For the month of December alone, the BSP said the FDI stood at $89 million, 3.3 percent lower than the same period in 2007, and significantly lower than the $232-million inflows registered in November 2007.
Net equity capital flows last year amounted to $1.4 billion compared to the $1.32-billion level recorded over the same period in 2007. According to the BSP, major sources of equity capital flows include the United States, Japan, Singapore, South Korea, Germany, Malaysia, Taiwan, Hong Kong, United Kingdom, and the Netherlands.
"Other capital" accounts, which represented repayment by foreign affiliates abroad of trade credits for residents, had a net inflow of $261 million. On the other hand, reinvested earnings reversed to a net outflow of $91 million, owing to losses unrealized by some FDI businesses in the country last year.
The BSP said the bulk of the inflows were channeled to the manufacturing sector, particularly to shipbuilding and repair, auto electronics parts and paper manufacturing, and cigarette and other tobacco products. The central bank added that there were also inflows to recreational and cultural businesses, as well as mining and construction projects.
FDIs were expected to slow dramatically this year but the BSP has not released any projection, saying that it is still sorting through projects in the pipeline that could either be shelved or continued this year.
On the whole, however, the BSP downscaled its earlier projected level of foreign exchange reserves to $37.5 billion from $39 billion as overseas remittances are expected to go to a halt due to massive layoffs abroad. According to the BSP, remittances from overseas Filipino workers will reach $16.4 billion this year, unchanged from the same level in 2008.

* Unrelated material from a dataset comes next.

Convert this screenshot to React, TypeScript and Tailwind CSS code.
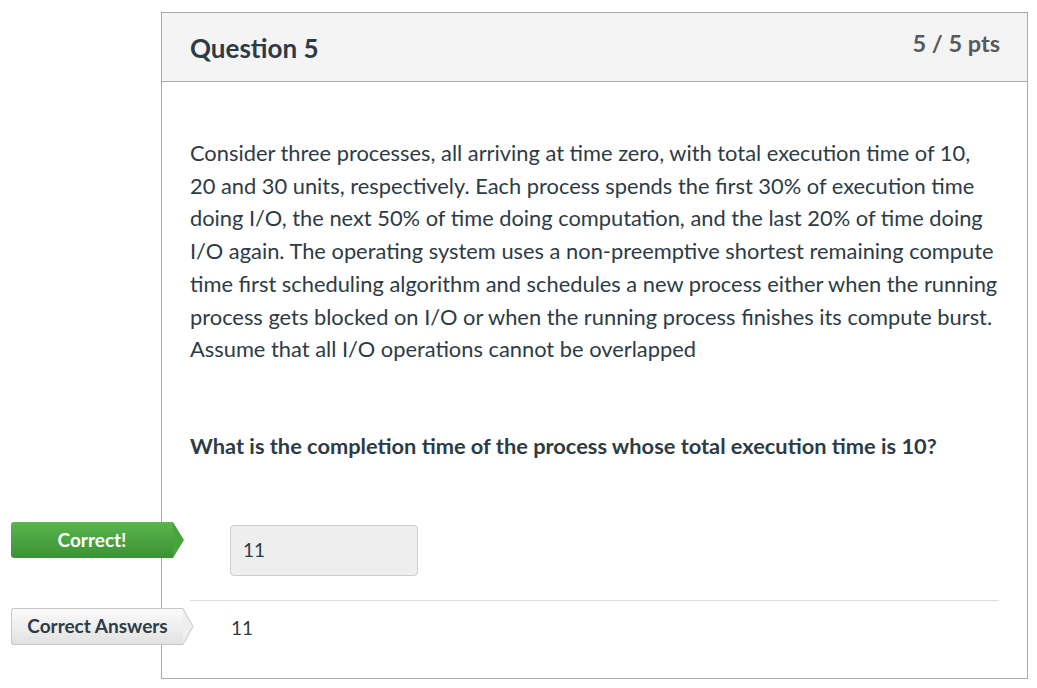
import React from "react";

const font = { fontFamily: "Lato, 'Noto Sans', sans-serif" };

function Tag({ label, green }: { label: string; green?: boolean }) {
  return (
    <div className={green ? "absolute left-[-179px] top-px flex items-center" : "absolute left-[-179px] top-0 flex items-center"}>
      <div
        className={
          green
            ? "h-[36px] w-[162px] flex items-center justify-center rounded-l-[3px] bg-gradient-to-b from-[#5ab54e] to-[#3b9233] text-white text-[19px] font-bold"
            : "h-[37px] w-[172px] flex items-center justify-center rounded-l-[3px] border border-[#c7c7c7] border-r-0 bg-gradient-to-b from-[#fafafa] to-[#e2e2e2] text-[#2d3b45] text-[19px] font-bold"
        }
      >
        {label}
      </div>
      <svg width="11" height={green ? 36 : 37} viewBox={green ? "0 0 11 36" : "0 0 11 37"} className="block">
        {green ? (
          <polygon points="0,0 0,36 11,18" fill="#49a33f" />
        ) : (
          <>
            <polygon points="0,0 0,37 10,18.5" fill="#eeeeee" />
            <polyline points="0,0.5 10,18.5 0,36.5" fill="none" stroke="#c7c7c7" strokeWidth="1" />
          </>
        )}
      </svg>
    </div>
  );
}

export default function App() {
  return (
    <div className="min-h-[688px] bg-white pt-[12px] pl-[161px]" style={font}>
      <div className="w-[867px] h-[667px] border border-[#aaaaaa] flex flex-col">
        <div className="h-[69px] bg-[#f4f4f4] border-b border-[#aaaaaa] flex items-start justify-between pl-[28px] pr-[27px]">
          <h2 className="text-[26px] leading-[34px] font-bold text-[#2d3b45] mt-[18px]">Question 5</h2>
          <div className="text-[23.5px] leading-[30px] font-bold text-[#555a5e] mt-[15px]">5 / 5 pts</div>
        </div>
        <div className="pl-[28px] pr-[28px] pt-[55px] text-[#2d3b45]">
          <p className="w-[809px] text-[21.85px] leading-[32.7px]">
            Consider three processes, all arriving at time zero, with total execution time of 10, 20 and 30 units,
            respectively. Each process spends the first 30% of execution time doing I/O, the next 50% of time doing
            computation, and the last 20% of time doing I/O again. The operating system uses a non-preemptive shortest
            remaining compute time first scheduling algorithm and schedules a new process either when the running
            process gets blocked on I/O or when the running process finishes its compute burst. Assume that all I/O
            operations cannot be overlapped
          </p>
          <p className="mt-[64px] text-[21.8px] leading-[32px] font-bold">
            What is the completion time of the process whose total execution time is 10?
          </p>
          <div className="relative mt-[59px] flex items-start">
            <Tag label="Correct!" green />
            <div className="ml-[40px] mt-[4px] w-[188px] h-[51px] rounded-[4px] border border-[#cccccc] bg-[#eeeeee] flex items-center pl-[12px] text-[19px] text-[#2d3b45]">
              11
            </div>
          </div>
          <div className="mt-[24px] border-t border-[#dddddd]" />
          <div className="relative mt-[7px] flex items-start">
            <Tag label="Correct Answers" />
            <div className="ml-[41px] h-[37px] flex items-center pt-[3px] text-[19px] text-[#2d3b45]">11</div>
          </div>
        </div>
      </div>
    </div>
  );
}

The BSP has earlier projected a 6 to 9 percent expansion this year, but BSP Governor Amando Tetangco said the target would be adjusted with the contraction of major economies as a result of the global crisis.
"There is a very real danger that the global economy would weaken more and the Philippines has to face this. We might be an island of calm but we are at risk of a negative feedback loop if credit markets freeze up and economic activities grind to a halt," Tetangco said.
With the downscaling of the projected reserves, the government also revised its projected balance of payments position to $700 million from $500 million mainly because of lower oil prices.